Everyone has opinions about consumer electronics. Everyone's entitled to them, even when they're wrong. I owned and liked a Windows Tablet PC at one time! But truly and honestly, are we discussing things that gratify our intellectual curiosity when we attack each other or the authors of the fine articles for their bias? Are we really bringing fresh insights to the table when we complain that the marketplace is capricious and sometimes values things we think are superficial?
As hackers--and I include in this definition those who hack software, hardware, social behaviour, and marketplaces--our mission is first to UNDERSTAND and then second to INFLUENCE. When we read a review, no matter what we personally think of its flagrant bias or the comments of others on the thread, we should aggressively throttle our temptation to wield the flame-hammer. We need to ask ourselves, "What understanding would my comment add?"
The same is true when we see someone else violating these precepts. The downvote (and flag, where available and appropriate) are the right tools for the job. Most of the time, calling someone out for diluting the discourse simply adds to the noise while simultaneously feeding the troll.
(This is one of the reasons I have a personal policy of either responding or downvoting but never both. If it deserves a constructive reply, why is it worth a downvote? If the reply would not be constructive, I downvote and move on.)
If we as a community are unable to throttle the bile effectively, then perhaps we should ask the moderators to do it for us. There's no shame in deciding that non-technical articles about iPads or surfaces or what-have-you are better off in /r/technology.
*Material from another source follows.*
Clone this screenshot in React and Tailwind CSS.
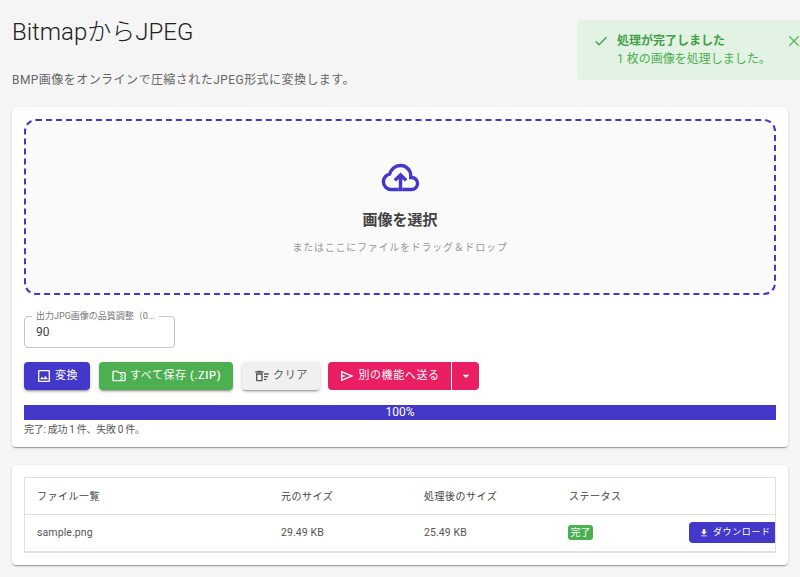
const FONT = "font-['Roboto','Noto_Sans_CJK_JP',sans-serif]";

const Icon = ({ d, className }) => (
  <svg viewBox="0 0 24 24" fill="currentColor" className={className}>
    <path d={d} />
  </svg>
);

const CloudUpload = ({ className }) => (
  <svg viewBox="0 0 24 24" className={className}>
    <path
      d="M11 19H6.5Q4.6 19 3.3 17.7 2 16.4 2 14.55 2 12.9 3 11.65 4 10.4 5.6 10.05 6.2 7.9 7.9 6.45 9.6 5 12 5 14.5 5 16.25 6.75 18 8.5 18 11v1h.5q1.45 0 2.47.98 1.03.97 1.03 2.52 0 1.45-1.03 2.47Q19.95 19 18.5 19H13"
      fill="none"
      stroke="currentColor"
      strokeWidth="2"
    />
    <path d="M11 20v-7.15l-1.6 1.55L8 13l4-4 4 4-1.4 1.4-1.6-1.55V20z" fill="currentColor" />
  </svg>
);

const ICONS = {
  image: 'M19 5v14H5V5h14m0-2H5c-1.1 0-2 .9-2 2v14c0 1.1.9 2 2 2h14c1.1 0 2-.9 2-2V5c0-1.1-.9-2-2-2zm-4.86 8.86l-3 3.87L9 13.14 6 17h12l-3.86-5.14z',
  zip: 'M20 6h-8l-2-2H4c-1.1 0-2 .9-2 2v12c0 1.1.9 2 2 2h16c1.1 0 2-.9 2-2V8c0-1.1-.9-2-2-2zm-4 10h2v-2h-2v-2h2v-2h-2V8h4v10h-4v-2zm0 0h-2v2H4V6h5.17l2 2H14v2h2v2h-2v2h2v2z',
  sweep: 'M15 16h4v2h-4zm0-8h7v2h-7zm0 4h6v2h-6zM3 18c0 1.1.9 2 2 2h6c1.1 0 2-.9 2-2V8H3v10zm2-8h6v8H5v-8zm5-6H6L5 5H2v2h12V5h-3z',
  send: 'M3 20V4l19 8-19 8zm2-3 11.85-5L5 7v3.5l6 1.5-6 1.5V17z',
  drop: 'M7 10l5 5 5-5z',
  download: 'M19 9h-4V3H9v6H5l7 7 7-7zM5 18v2h14v-2H5z',
  check: 'M9 16.17L4.83 12l-1.42 1.41L9 19 21 7l-1.41-1.41z',
  close: 'M19 6.41L17.59 5 12 10.59 6.41 5 5 6.41 10.59 12 5 17.59 6.41 19 12 13.41 17.59 19 19 17.59 13.41 12z',
};

const CARD = 'bg-white rounded shadow-[0_2px_1px_-1px_rgba(0,0,0,0.2),0_1px_1px_0_rgba(0,0,0,0.14),0_1px_3px_0_rgba(0,0,0,0.12)]';
const BTN = 'h-7 flex items-center justify-center gap-[3px] rounded text-[11px] tracking-[0.6px]';
const BTN_SHADOW = 'shadow-[0_3px_1px_-2px_rgba(0,0,0,0.2),0_2px_2px_0_rgba(0,0,0,0.14),0_1px_5px_0_rgba(0,0,0,0.12)]';

export default function App() {
  return (
    <div className={`${FONT} relative w-[800px] h-[577px] overflow-hidden bg-[#f5f5f5] px-3`}>
      <h1 className="pt-[17px] text-[24px] leading-[30px] font-light text-[#212121]">BitmapからJPEG</h1>
      <p className="mt-[24px] text-[12px] leading-[18px] tracking-[0.45px] text-[#666]">
        BMP画像をオンラインで圧縮されたJPEG形式に変換します。
      </p>

      <section className={`${CARD} mt-[18px] h-[340px] p-3`}>
        <div className="h-[176px] rounded-xl border-2 border-dashed border-[#4338ca] bg-[#fafafa] flex flex-col items-center pt-[36px]">
          <CloudUpload className="w-[41px] h-[41px] text-[#4338ca]" />
          <div className="mt-[11px] text-[15px] leading-[22px] font-bold text-[#424242]">画像を選択</div>
          <div className="mt-[9px] text-[10px] leading-[15px] tracking-[0.75px] text-[#999]">またはここにファイルをドラッグ＆ドロップ</div>
        </div>

        <div className="relative mt-[21px] w-[151px] h-[32px] rounded border border-[#c4c4c4] px-[11px] flex items-center text-[12px] text-[#444]">
          90
          <span className="absolute -top-[6px] left-[7px] bg-white px-1 text-[9px] leading-[11px] text-[#777] whitespace-nowrap">出力JPG画像の品質調整（0...</span>
        </div>

        <div className="mt-[14px] flex items-center">
          <button className={`${BTN} ${BTN_SHADOW} w-[66px] bg-[#4338ca] text-white`}>
            <Icon d={ICONS.image} className="w-[16px] h-[16px]" />
            変換
          </button>
          <button className={`${BTN} ${BTN_SHADOW} ml-[9px] w-[134px] bg-[#4caf50] text-white`}>
            <Icon d={ICONS.zip} className="w-[16px] h-[16px]" />
            <span>すべて保存 <span className="font-medium">(.ZIP)</span></span>
          </button>
          <button className={`${BTN} ${BTN_SHADOW} ml-[9px] w-[78px] bg-[#f0f0f0] text-[#555]`}>
            <Icon d={ICONS.sweep} className="w-[16px] h-[16px]" />
            クリア
          </button>
          <div className="ml-[8px] flex">
            <button className={`${BTN} w-[123px] rounded-r-none bg-[#e91e63] text-white tracking-[0.4px]`}>
              <Icon d={ICONS.send} className="w-[16px] h-[16px]" />
              別の機能へ送る
            </button>
            <button className={`${BTN} w-[28px] rounded-l-none border-l border-white bg-[#e91e63] text-white`}>
              <Icon d={ICONS.drop} className="w-[16px] h-[16px]" />
            </button>
          </div>
        </div>

        <div className="mt-[15px] h-[15px] bg-[#4338ca] text-white text-[12px] leading-[15px] text-center">100%</div>
        <p className="mt-[3px] text-[10px] leading-[14px] tracking-[-0.3px] text-[#555]">完了: 成功 1 件、失敗 0 件。</p>
      </section>

      <section className={`${CARD} mt-[18px] h-[100px] p-3`}>
        <div className="border border-[#e0e0e0] border-b-2 overflow-hidden">
          <table className="w-full table-fixed border-collapse text-[10.5px]">
            <colgroup>
              <col className="w-[256px]" />
              <col className="w-[143px]" />
              <col className="w-[145px]" />
              <col className="w-[120px]" />
              <col />
            </colgroup>
            <thead>
              <tr className="h-[36px] border-b border-[#e0e0e0] text-left text-[10px] text-[#444] tracking-[0.5px]">
                <th className="pl-3 pt-px font-normal">ファイル一覧</th>
                <th className="pt-px font-normal">元のサイズ</th>
                <th className="pt-px font-normal">処理後のサイズ</th>
                <th className="pt-px font-normal">ステータス</th>
                <th />
              </tr>
            </thead>
            <tbody>
              <tr className="h-[37px] text-[#555] tracking-[0.1px]">
                <td className="pl-3">sample.png</td>
                <td>29.49 KB</td>
                <td>25.49 KB</td>
                <td>
                  <span className="inline-block h-[15px] -ml-px px-[2.5px] rounded-[3px] bg-[#4caf50] text-white text-[10px] leading-[15px]">完了</span>
                </td>
                <td>
                  <button className="h-[21px] w-[96px] flex items-center gap-1 rounded bg-[#4338ca] pl-[10px] text-white text-[9px] tracking-[0.6px] whitespace-nowrap">
                    <Icon d={ICONS.download} className="w-[10px] h-[10px] shrink-0" />
                    ダウンロード
                  </button>
                </td>
              </tr>
            </tbody>
          </table>
        </div>
      </section>

      <div className="absolute top-[20px] left-[577px] w-[240px] h-[60px] rounded bg-[#e2f2e3] flex text-[#4caf50]">
        <Icon d={ICONS.check} className="ml-[16px] mt-[13px] w-[16px] h-[16px] text-[#43a047]" />
        <div className="ml-[8px] mt-[12px] text-[12px] leading-[18px] whitespace-nowrap">
          <div className="font-bold text-[#43a047]">処理が完了しました</div>
          <div>1 枚の画像を処理しました。</div>
        </div>
        <Icon d={ICONS.close} className="absolute left-[208px] top-[12px] w-[18px] h-[18px] text-[#66bb6a]" />
      </div>
    </div>
  );
}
I know that in a few days or a week these articles will go away as the novelty of newly released products fade. But the reason I am speaking out regardless is that the echoes of this type of discourse last much longer and I fear they will spill over into other threads. I believe that forums like this need a zero-tolerance policy towards the kind of divisive incivility I've read lately.
I'll close by misappropriating an old joke: "Do you know why the flames about consumer electronics are so vicious? Because the stakes are so low."
The Surface one up there is just some guy's blog review. It's not poorly written, but why are we reading randomly selected Surface reviews? There's an entire post right now that is basically a Samsung press release via CNET, describing some (totally unquantified, of course) minor uptick in sales for the latest Android phone. There is literally nothing to talk about there except to proffer essentially baseless flames, praise, or speculation.
I would have no qualms asking the moderators to fix this. I can't understand any metric by which these are useful posts to have on the front page. There is lots of much better stuff sitting on the New page which is being crowded out by noise that I could go read in two hundred other places. "Intellectual curiousity" is not referring to what you have every time a phone comes out which is 20% lighter and 10% longer.